72. Lloverá poesía en Londres

71. Reclamo lectura


Saber lo que siento es casi siempre
La infortunada y cruda forma de una historia
Que nunca debería ser contada
Mark Strand


Es un fastidio confesar que todo es confesión. Pese a que me empecino en creer que la poesía, o al menos la poesía de mi interés, debiese ser poca afecta a las confesiones, ese desafecto no se resuelve en una forzada distancia entre el escritor y lo escrito, entre el poeta y el mundo que habita.
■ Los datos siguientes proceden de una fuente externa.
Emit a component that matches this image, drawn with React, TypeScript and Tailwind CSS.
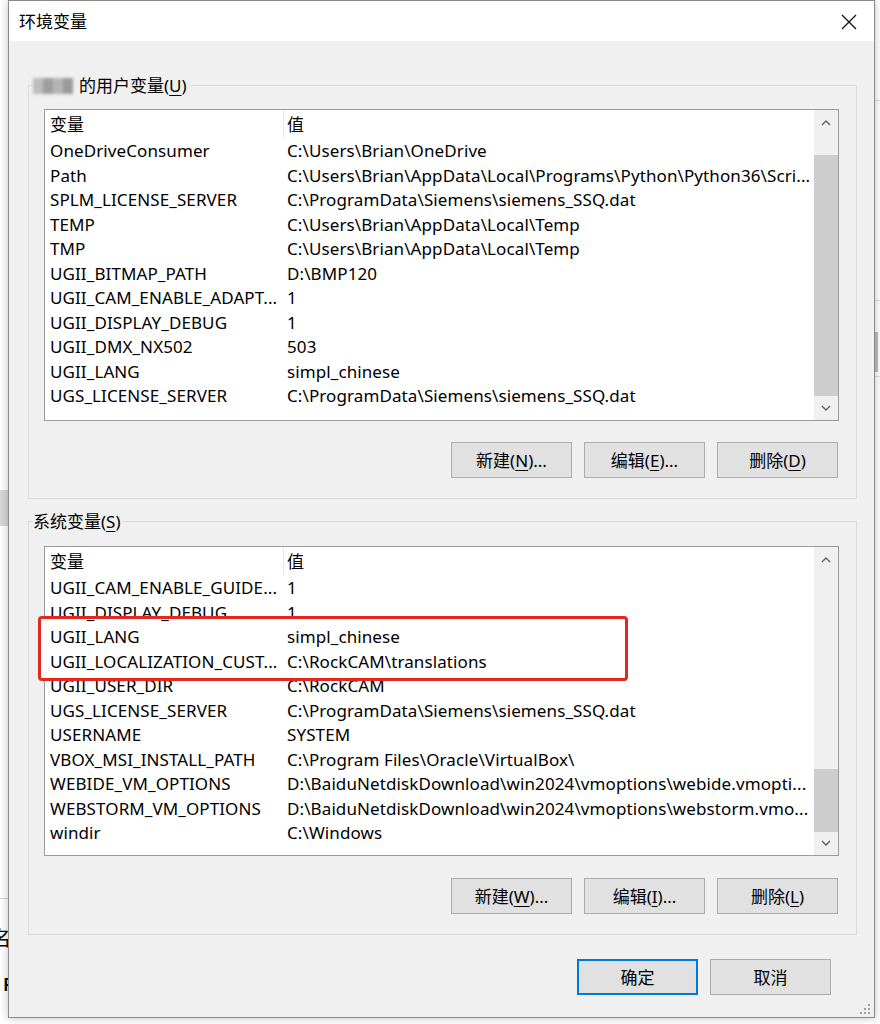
import React from "react";

const userVars: [string, string][] = [
  ["OneDriveConsumer", "C:\\Users\\Brian\\OneDrive"],
  ["Path", "C:\\Users\\Brian\\AppData\\Local\\Programs\\Python\\Python36\\Scri..."],
  ["SPLM_LICENSE_SERVER", "C:\\ProgramData\\Siemens\\siemens_SSQ.dat"],
  ["TEMP", "C:\\Users\\Brian\\AppData\\Local\\Temp"],
  ["TMP", "C:\\Users\\Brian\\AppData\\Local\\Temp"],
  ["UGII_BITMAP_PATH", "D:\\BMP120"],
  ["UGII_CAM_ENABLE_ADAPT...", "1"],
  ["UGII_DISPLAY_DEBUG", "1"],
  ["UGII_DMX_NX502", "503"],
  ["UGII_LANG", "simpl_chinese"],
  ["UGS_LICENSE_SERVER", "C:\\ProgramData\\Siemens\\siemens_SSQ.dat"],
];

const sysVars: [string, string][] = [
  ["UGII_CAM_ENABLE_GUIDE...", "1"],
  ["UGII_DISPLAY_DEBUG", "1"],
  ["UGII_LANG", "simpl_chinese"],
  ["UGII_LOCALIZATION_CUST...", "C:\\RockCAM\\translations"],
  ["UGII_USER_DIR", "C:\\RockCAM"],
  ["UGS_LICENSE_SERVER", "C:\\ProgramData\\Siemens\\siemens_SSQ.dat"],
  ["USERNAME", "SYSTEM"],
  ["VBOX_MSI_INSTALL_PATH", "C:\\Program Files\\Oracle\\VirtualBox\\"],
  ["WEBIDE_VM_OPTIONS", "D:\\BaiduNetdiskDownload\\win2024\\vmoptions\\webide.vmopti..."],
  ["WEBSTORM_VM_OPTIONS", "D:\\BaiduNetdiskDownload\\win2024\\vmoptions\\webstorm.vmo..."],
  ["windir", "C:\\Windows"],
];

function Chevron({ up }: { up?: boolean }) {
  return (
    <svg width="10" height="6" viewBox="0 0 10 6" className="block">
      <polyline
        points={up ? "1,5 5,1 9,5" : "1,1 5,5 9,1"}
        fill="none"
        stroke="#606060"
        strokeWidth="1.4"
      />
    </svg>
  );
}

function VarList({ rows, height, thumbTop, thumbHeight }: { rows: [string, string][]; height: string; thumbTop: string; thumbHeight: string }) {
  return (
    <div className={`ml-[15px] mr-[17px] flex border border-[#9a9a9a] bg-white ${height}`}>
      <div className="flex-1 overflow-hidden">
        <div className="flex h-[28px] items-center">
          <div className="w-[238px] pl-[5px] pt-[2px]">变量</div>
          <div className="h-full w-px bg-[#e5e5e5]" />
          <div className="pl-[3px] pt-[2px]">值</div>
        </div>
        {rows.map(([k, v]) => (
          <div key={k} className="flex h-[24.5px] items-center whitespace-nowrap pt-[2px] tracking-[0.1px]">
            <div className="w-[239px] overflow-hidden pl-[5px]">{k}</div>
            <div className="pl-[3px]">{v}</div>
          </div>
        ))}
      </div>
      <div className="flex w-[24px] flex-col bg-[#f0f0f0]">
        <div className="flex h-[25px] items-center justify-center">
          <Chevron up />
        </div>
        <div className="relative flex-1">
          <div className={`absolute left-0 right-0 bg-[#cdcdcd] ${thumbTop} ${thumbHeight}`} />
        </div>
        <div className="flex h-[25px] items-center justify-center">
          <Chevron />
        </div>
      </div>
    </div>
  );
}

function Btn({ label, mn, tail, primary }: { label: string; mn?: string; tail?: string; primary?: boolean }) {
  return (
    <button
      className={`flex h-[36px] w-[121px] items-center justify-center bg-[#e1e1e1] pt-[1px] ${primary ? "border-2 border-[#0078d7]" : "border border-[#adadad]"}`}
    >
      {label}
      {mn && (
        <>
          (<span className="underline underline-offset-[3px]">{mn}</span>){tail}
        </>
      )}
    </button>
  );
}

export default function App() {
  return (
    <div
      className="relative h-[1024px] w-[880px] overflow-hidden bg-white text-[17px] leading-[22px] text-black"
      style={{ fontFamily: '"Noto Sans", "Noto Sans CJK SC", sans-serif' }}
    >
      {/* desktop behind the dialog */}
      <div className="absolute left-0 top-[490px] h-[36px] w-[10px] bg-[#d6d6d6]" />
      <div className="absolute left-0 top-[898px] h-px w-[10px] bg-[#cfcfcf]" />
      <div className="absolute left-[-9px] top-[928px] text-[20px]">名</div>
      <div className="absolute left-[3px] top-[973px] text-[18px] font-semibold">F</div>
      <div className="absolute right-0 top-[100px] h-px w-[8px] bg-[#dedede]" />
      <div className="absolute right-0 top-[300px] h-px w-[8px] bg-[#dedede]" />
      <div className="absolute right-[2px] top-[332px] h-[40px] w-[3px] bg-[#bdbdbd]" />
      <div className="absolute right-0 top-[376px] h-px w-[8px] bg-[#dedede]" />

      {/* dialog window */}
      <div className="absolute left-[8px] top-0 flex h-[1018px] w-[867px] flex-col border border-[#8a8a8a] bg-[#f0f0f0] shadow-[0_0_8px_rgba(0,0,0,0.25)]">
        <div className="relative flex h-[40px] shrink-0 items-center bg-white pl-[10px] pt-[2px]">
          <span>环境变量</span>
          <svg width="16" height="16" viewBox="0 0 16 16" className="absolute right-[17px] top-[13px]">
            <path d="M1 1 L15 15 M15 1 L1 15" stroke="#111" strokeWidth="1.3" />
          </svg>
        </div>

        <div className="flex flex-1 flex-col pl-[19px] pr-[17px]">
          {/* user variables */}
          <div className="relative mt-[44px] border border-[#dcdcdc] pb-[20px] pt-[23px]">
            <div className="absolute left-[4px] top-[-11px] flex items-center bg-[#f0f0f0] pr-[2px]">
              <div className="mr-[6px] flex h-[16px] w-[40px] blur-[1.5px]">
                <div className="h-full w-[10px] bg-[#bdbdbd]" />
                <div className="h-full w-[10px] bg-[#9e9e9e]" />
                <div className="h-full w-[10px] bg-[#b5b5b5]" />
                <div className="h-full w-[10px] bg-[#9a9a9a]" />
              </div>
              <span>
                的用户变量(<span className="underline underline-offset-[3px]">U</span>)
              </span>
            </div>
            <VarList rows={userVars} height="h-[312px]" thumbTop="top-[20px]" thumbHeight="h-[241px]" />
            <div className="mr-[18px] mt-[21px] flex justify-end gap-[12px]">
              <Btn label="新建" mn="N" tail="..." />
              <Btn label="编辑" mn="E" tail="..." />
              <Btn label="删除" mn="D" />
            </div>
          </div>

          {/* system variables */}
          <div className="relative mt-[22px] border border-[#dcdcdc] pb-[20px] pt-[24px]">
            <div className="absolute left-[4px] top-[-11px] bg-[#f0f0f0] pr-[2px]">
              系统变量(<span className="underline underline-offset-[3px]">S</span>)
            </div>
            <VarList rows={sysVars} height="h-[310px]" thumbTop="top-[197px]" thumbHeight="h-[63px]" />
            <div className="mr-[18px] mt-[22px] flex justify-end gap-[12px]">
              <Btn label="新建" mn="W" tail="..." />
              <Btn label="编辑" mn="I" tail="..." />
              <Btn label="删除" mn="L" />
            </div>
          </div>

          <div className="mr-[26px] mt-[24px] flex justify-end gap-[12px]">
            <Btn label="确定" primary />
            <Btn label="取消" />
          </div>
        </div>

        {/* size grip */}
        <svg width="10" height="10" viewBox="0 0 10 10" className="absolute bottom-[3px] right-[4px]">
          <g fill="#a0a0a0">
            <rect x="8" y="0" width="2" height="2" />
            <rect x="4" y="4" width="2" height="2" />
            <rect x="8" y="4" width="2" height="2" />
            <rect x="0" y="8" width="2" height="2" />
            <rect x="4" y="8" width="2" height="2" />
            <rect x="8" y="8" width="2" height="2" />
          </g>
        </svg>
      </div>

      {/* highlight box */}
      <div className="absolute left-[38px] top-[616px] h-[65px] w-[590px] rounded-[4px] border-[3px] border-[#e3291f]">
        <div className="absolute bottom-0 left-0 top-0 w-[4px] bg-white" />
      </div>
    </div>
  );
}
El acto de escribir poemas supone un halito angustioso y asordinado (existe esta palabra?) hasta la exasperación y autoironía, y se alimenta de esa mirada solitaria con la que inevitablemente se debe ver al mundo. Aquí radica la fatalidad de escribir siempre de la mano de un compromiso –o del compromiso- inherente con ese otro -usted señor lector- que se alimenta de crónicas, versos, hazañas y derrotas, hasta hacerlas innecesarias e intrascendentes.

Por eso, después de todo, confieso que al escribir hay que evitar extraviarse demasiado en laberintos, o que estos no sean tan suntuosos. Yo prefiero aguardar pacientemente mi turno y solicitar callado y sin esperanza, la voz y el tono que necesito para seguir escribiendo -la poesía es sobre todo una cuestión de tono-. Escribir sin esperanza es, en cierta manera, un acto de coraje. Permítanme persistir y cumplir ese rol, subir al estrado y actuar. Es doloroso escuchar los portazos, es cierto, pero concedan al poeta descifrar los grafitis escritos en cada puerta cerrada. Dennos la espalda –¡qué importancia tiene!- no es necesario golpear la puerta para entrar. Los poemas están zurcidos a fuego en esas espaldas, es inevitable, así como también es inevitable querer leer esas heridas para reconocernos en ellas.